En second lieu, en dehors de ce message moraliste, la présentation brève et
chronologique de la totalité de l’œuvre de Buffon et de Jean-Jacques Rousseau
inscrit ces deux biographies dans une vision encyclopédiste du savoir, qui est
une autre caractéristique des Lumières. Dans ce sens, ces trois biographies
s’insèrent d’abord dans l’ensemble de l’œuvre éditoriale d’Ebüzziya Tevfik
et ensuite dans la production culturelle de l’époque dans l’Empire ottoman,
donc au sein de toute une littérature encyclopédiste visant à diffuser les
connaissances à des couches plus larges de la population sinon à des masses.
En troisième lieu, certaines idées-valeurs des Lumières constituent le
sous-texte des récits construits par Ebüzziya Tevfik. Force est de constater que
les mécanismes de censure de l’époque conduisent les écrivains et éditeurs
de l’époque à innover et à développer des stratégies argumentatives ainsi que
des techniques de mise en récit qui leur permettent de transmettre certaines
idées sans les exprimer ouvertement avec une terminologie explicite. Non
que j’insinue ici qu’Ebüzziya Tevfik dissimulait certaines idées des Lumières
dans ces courts textes d’une manière habile et consciente, mais qu’il le faisait
probablement inconsciemment à cause d’une habitude d’autocensure.
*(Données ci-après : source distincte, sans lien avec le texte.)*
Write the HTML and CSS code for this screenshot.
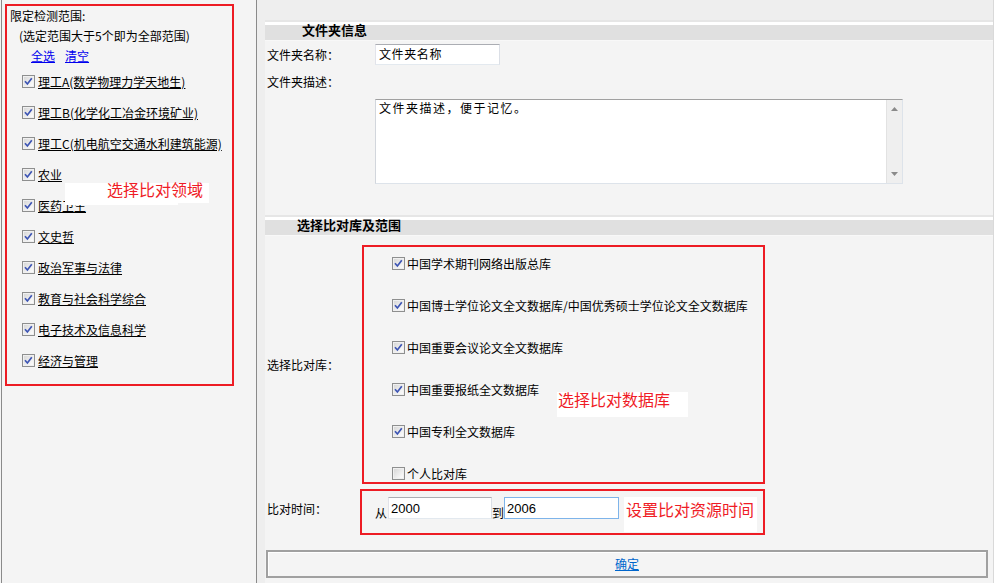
FILE: index.html
```html
<!DOCTYPE html>
<html lang="zh-CN">
<head>
<meta charset="utf-8">
<title>文件夹信息</title>
<link rel="stylesheet" href="styles.css">
</head>
<body>
<div class="page">
  <aside class="side">
    <div class="scope">
      <div class="line">限定检测范围:</div>
      <div class="line sub">(选定范围大于5个即为全部范围)</div>
      <div class="line links"><a href="#">全选</a><a href="#">清空</a></div>
      <ul class="areas">
        <li><span class="cb"><svg viewBox="0 0 11 11"><path d="M2 5.2 L4.4 8 L8.8 2.2" /></svg></span><a href="#" class="area">理工A(数学物理力学天地生)</a></li>
        <li><span class="cb"><svg viewBox="0 0 11 11"><path d="M2 5.2 L4.4 8 L8.8 2.2" /></svg></span><a href="#" class="area">理工B(化学化工冶金环境矿业)</a></li>
        <li><span class="cb"><svg viewBox="0 0 11 11"><path d="M2 5.2 L4.4 8 L8.8 2.2" /></svg></span><a href="#" class="area">理工C(机电航空交通水利建筑能源)</a></li>
        <li><span class="cb"><svg viewBox="0 0 11 11"><path d="M2 5.2 L4.4 8 L8.8 2.2" /></svg></span><a href="#" class="area">农业</a></li>
        <li><span class="cb"><svg viewBox="0 0 11 11"><path d="M2 5.2 L4.4 8 L8.8 2.2" /></svg></span><a href="#" class="area">医药卫生</a></li>
        <li><span class="cb"><svg viewBox="0 0 11 11"><path d="M2 5.2 L4.4 8 L8.8 2.2" /></svg></span><a href="#" class="area">文史哲</a></li>
        <li><span class="cb"><svg viewBox="0 0 11 11"><path d="M2 5.2 L4.4 8 L8.8 2.2" /></svg></span><a href="#" class="area">政治军事与法律</a></li>
        <li><span class="cb"><svg viewBox="0 0 11 11"><path d="M2 5.2 L4.4 8 L8.8 2.2" /></svg></span><a href="#" class="area">教育与社会科学综合</a></li>
        <li><span class="cb"><svg viewBox="0 0 11 11"><path d="M2 5.2 L4.4 8 L8.8 2.2" /></svg></span><a href="#" class="area">电子技术及信息科学</a></li>
        <li><span class="cb"><svg viewBox="0 0 11 11"><path d="M2 5.2 L4.4 8 L8.8 2.2" /></svg></span><a href="#" class="area">经济与管理</a></li>
      </ul>
      <div class="note note-area">选择比对领域</div>
    </div>
  </aside>
  <div class="strip"></div>
  <main class="main">
    <div class="bar bar-info">文件夹信息</div>
    <div class="row row-name">
      <div class="lbl lbl-name">文件夹名称：</div>
      <div class="txt txt-name">文件夹名称</div>
    </div>
    <div class="row row-desc">
      <div class="lbl">文件夹描述：</div>
    </div>
    <div class="textarea">
      <div class="ta-text">文件夹描述，便于记忆。</div>
      <div class="ta-scroll">
        <svg class="arrow" viewBox="0 0 7 4"><path d="M0 4 L3.5 0 L7 4 Z" /></svg>
        <svg class="arrow" viewBox="0 0 7 4"><path d="M0 0 L7 0 L3.5 4 Z" /></svg>
      </div>
    </div>
    <div class="bar bar-db">选择比对库及范围</div>
    <div class="row row-db">
      <div class="lbl lbl-db">选择比对库：</div>
      <div class="db">
        <ul class="dblist">
          <li><span class="cb"><svg viewBox="0 0 11 11"><path d="M2 5.2 L4.4 8 L8.8 2.2" /></svg></span>中国学术期刊网络出版总库</li>
          <li><span class="cb"><svg viewBox="0 0 11 11"><path d="M2 5.2 L4.4 8 L8.8 2.2" /></svg></span>中国博士学位论文全文数据库/中国优秀硕士学位论文全文数据库</li>
          <li><span class="cb"><svg viewBox="0 0 11 11"><path d="M2 5.2 L4.4 8 L8.8 2.2" /></svg></span>中国重要会议论文全文数据库</li>
          <li><span class="cb"><svg viewBox="0 0 11 11"><path d="M2 5.2 L4.4 8 L8.8 2.2" /></svg></span>中国重要报纸全文数据库</li>
          <li><span class="cb"><svg viewBox="0 0 11 11"><path d="M2 5.2 L4.4 8 L8.8 2.2" /></svg></span>中国专利全文数据库</li>
          <li><span class="cb off"></span>个人比对库</li>
        </ul>
        <div class="note note-db">选择比对数据库</div>
      </div>
    </div>
    <div class="row row-time">
      <div class="lbl lbl-time">比对时间：</div>
      <div class="timebox">
        <span class="tch tch-from">从</span>
        <div class="yr yr-from">2000</div>
        <span class="tch tch-to">到</span>
        <div class="yr yr-to">2006</div>
        <div class="note note-time">设置比对资源时间</div>
      </div>
    </div>
    <div class="btnbar"><a href="#">确定</a></div>
  </main>
</div>
</body>
</html>
```
FILE: styles.css
```css
* { box-sizing: border-box; }
html, body { margin: 0; padding: 0; }
body {
  width: 994px;
  height: 583px;
  overflow: hidden;
  background: #f4f4f4;
  font-family: "Noto Sans CJK SC", "Liberation Sans", sans-serif;
  font-size: 12px;
  color: #000;
}
ul { list-style: none; margin: 0; padding: 0; }

.page { display: flex; height: 583px; padding-left: 1px; }

/* left pane */
.side {
  width: 256px;
  flex: none;
  border-left: 1px solid #8a8a8a;
  border-right: 1px solid #8a8a8a;
  background: #f4f4f4;
  padding: 4px 0 0 3px;
}
.scope {
  position: relative;
  width: 229px;
  height: 382px;
  border: 2px solid #ed1c24;
  padding: 0 0 0 3px;
}
.line { height: 20px; line-height: 20px; white-space: nowrap; }
.sub { padding-left: 9px; }
.links { padding-left: 21px; }
.links a { color: #0000ee; text-decoration: underline; margin-right: 10px; }
.areas { padding-left: 12px; }
.areas li { height: 31px; display: flex; align-items: center; gap: 3px; white-space: nowrap; }
.area { color: #000; text-decoration: underline; }

/* checkbox */
.cb {
  width: 13px;
  height: 13px;
  flex: none;
  border: 1px solid #8e8f8f;
  background: linear-gradient(135deg, #d4d4d4 0%, #f4f4f4 70%, #ffffff 100%);
  box-shadow: inset 0 0 0 1px #f0f0f0;
  display: flex;
}
.cb svg { width: 11px; height: 11px; }
.cb path { fill: none; stroke: #3d55b4; stroke-width: 1.7; }

/* annotations */
.note {
  background: #fff;
  color: #ef1c26;
  font-size: 16px;
  white-space: nowrap;
}
.note-area {
  position: absolute;
  left: 58px;
  top: 177px;
  width: 144px;
  height: 20px;
  padding-left: 42px;
  line-height: 13px;
}
.note-area::after {
  content: "";
  position: absolute;
  left: 0;
  top: 20px;
  width: 113px;
  height: 2px;
  background: #fff;
}

.strip { width: 8px; flex: none; background: #eeeeee; }

/* right pane */
.main {
  width: 729px;
  flex: none;
  padding-top: 20px;
  background: linear-gradient(#eeeeee 0 20px, #f4f4f4 20px);
  border-right: 1px solid #d9d9d9;
}
.bar {
  height: 21px;
  border-top: 2px solid #e6e6e6;
  border-bottom: 1px solid #f8f8f8;
  box-shadow: inset 0 3px 0 #ffffff;
  background: #e0e0e0;
  font-weight: bold;
  font-size: 13px;
  line-height: 16px;
  padding-top: 0;
  white-space: nowrap;
}
.bar-info { padding-left: 37px; }
.bar-db { padding-left: 32px; margin-top: 31px; }

.row { display: flex; align-items: center; padding-left: 2px; }
.lbl { flex: none; white-space: nowrap; }
.row-name { height: 27px; }
.lbl-name { width: 108px; }
.row-desc { height: 27px; }

.txt {
  width: 125px;
  height: 21px;
  background: #fff;
  border: 1px solid;
  border-color: #abadb3 #dbdfe6 #e3e9ef #e2e3ea;
  padding-left: 3px;
  line-height: 18px;
  letter-spacing: 0.6px;
  white-space: nowrap;
}

.textarea {
  display: flex;
  margin: 4px 0 0 110px;
  width: 528px;
  height: 85px;
  background: #fff;
  border: 1px solid;
  border-color: #a0a0a0 #dde3ea #dde3ea #d2d6dc;
}
.ta-text {
  flex: 1;
  padding: 0 0 0 3px;
  line-height: 16px;
  letter-spacing: 1.5px;
}
.ta-scroll {
  width: 16px;
  flex: none;
  background: #efefef;
  border-left: 1px solid #e2e2e2;
  display: flex;
  flex-direction: column;
  justify-content: space-between;
  align-items: center;
  padding: 7px 0 7px;
}
.arrow { width: 7px; height: 4px; }
.arrow path { fill: #8a8a8a; }

.row-db { margin-top: 9px; }
.lbl-db { width: 95px; }
.db {
  position: relative;
  width: 403px;
  border: 2px solid #ed1c24;
  padding: 7px 0 0 28px;
}
.dblist li {
  height: 18px;
  margin-bottom: 24px;
  display: flex;
  align-items: center;
  gap: 2px;
  white-space: nowrap;
}
.dblist li:last-child { margin-bottom: 0; }
.note-db {
  position: absolute;
  left: 193px;
  top: 145px;
  width: 131px;
  height: 25px;
  padding-left: 1px;
  line-height: 15px;
}

.row-time { margin-top: 5px; align-items: flex-start; }
.lbl-time { width: 93px; margin-top: 12px; line-height: 16px; }
.timebox {
  display: flex;
  align-items: flex-start;
  width: 405px;
  height: 46px;
  border: 2px solid #ed1c24;
  padding: 6px 0 0 13px;
}
.tch { margin-top: 8px; line-height: 16px; flex: none; }
.tch-from { margin-right: 1px; }
.yr {
  height: 22px;
  background: #fff;
  border: 1px solid;
  border-color: #abadb3 #dbdfe6 #e3e9ef #e2e3ea;
  padding-left: 2px;
  font-family: "Liberation Sans", sans-serif;
  font-size: 13px;
  line-height: 21px;
}
.yr-from { width: 104px; }
.yr-to { width: 115px; border-color: #7eb4ea; }
.note-time {
  margin-left: 5px;
  width: 133px;
  height: 35px;
  padding-left: 2px;
  line-height: 24px;
}

.btnbar {
  margin: 15px 0 0 1px;
  width: 722px;
  height: 28px;
  border: 2px solid #a0a0a0;
  box-shadow: inset 1px 1px 0 #ffffff;
  text-align: center;
  line-height: 23px;
}
.btnbar a { color: #0066cc; text-decoration: underline; }
```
Enfin, en quatrième lieu, l’importance des activités de traduction dans
sa production est à noter. Ebüzziya Tevfik est essentiellement un éditeur et
un vulgarisateur. Il est vain de chercher une quelconque originalité dans ces
courtes biographies. Néanmoins, par son manque d’originalité et les tirages
considérables de ces livres de poche, il est aussi certain qu’il a joué un grand
rôle dans la diffusion et la popularisation de certaines idées et valeurs des
Lumières auprès d’un lectorat turcophone grandissant à la fin du xixe siècle.